Merge two sorted linked lists

Given the head of two sorted linked lists consisting of nodes respectively. The task is to merge both lists and return the head of the sorted merged list.

Examples:

Input: head1 = 5 -> 10 -> 15 -> 40, head2 = 2 -> 3 -> 20
Output: 2 -> 3 -> 5 -> 10 -> 15 -> 20 -> 40
Explanation:

Input: head1 = 1 -> 1, head2 = 2 -> 4
Output: 1 -> 1 -> 2 -> 4
Explanation:

Constraints:
1 <= no. of nodes<= 10³
0 <= node->data <= 10⁵

Approach 01:

class Solution {
public:
    Node* sortedMerge(Node* list1, Node* list2) {
        Node dummyNode(0);  // Dummy node to simplify edge cases
        Node* mergedList = &dummyNode;  // Pointer to construct the merged list

        // Merge the two lists while both have nodes remaining
        while (list1 && list2) {
            if (list1->data <= list2->data) {
                mergedList->next = list1;
                list1 = list1->next;
            } else {
                mergedList->next = list2;
                list2 = list2->next;
            }
            mergedList = mergedList->next;
        }

        // Append any remaining nodes from list1 or list2
        if (list1)
            mergedList->next = list1;
        if (list2)
            mergedList->next = list2;

        return dummyNode.next;  // Return the merged list, skipping the dummy node
    }
};

class Solution:
    def sortedMerge(self, list1, list2):
        dummyNode = Node(0)  # Dummy node to simplify edge cases
        mergedList = dummyNode  # Pointer to construct the merged list
        
        # Merge the two lists while both have nodes remaining
        while list1 and list2:
            if list1.data <= list2.data:
                mergedList.next = list1
                list1 = list1.next
            else:
                mergedList.next = list2
                list2 = list2.next
            mergedList = mergedList.next
        
        # Append any remaining nodes from list1 or list2
        if list1:
            mergedList.next = list1
        if list2:
            mergedList.next = list2
        
        return dummyNode.next  # Return the merged list, skipping the dummy node

Time Complexity:

• Traversing Both Lists:

  Each node in list1 and list2 is visited exactly once during the merging process.
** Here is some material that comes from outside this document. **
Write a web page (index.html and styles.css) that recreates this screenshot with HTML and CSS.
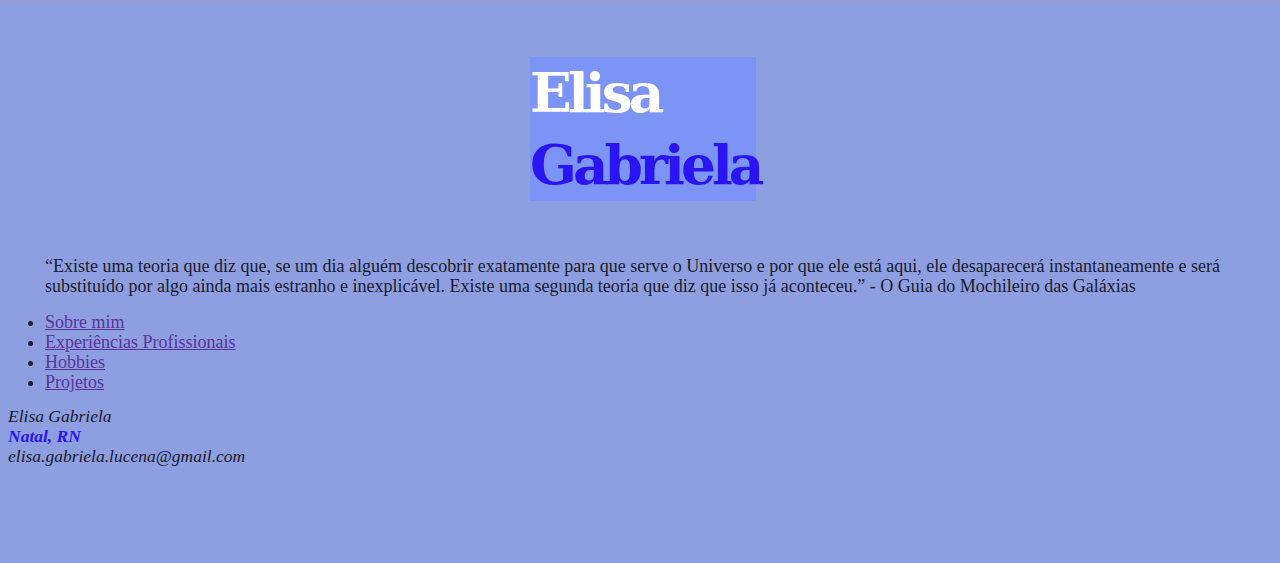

If the lengths of list1 and list2 are \( n \) and \( m \), respectively, this step takes \( O(n + m) \).

• Overall Time Complexity:

  The total time complexity is \( O(n + m) \).

Space Complexity:

• Auxiliary Space:

  The solution operates in-place and does not use any additional memory apart from a few pointers. Thus, the auxiliary space complexity is \( O(1) \).

• Overall Space Complexity:

  The total space complexity is \( O(1) \).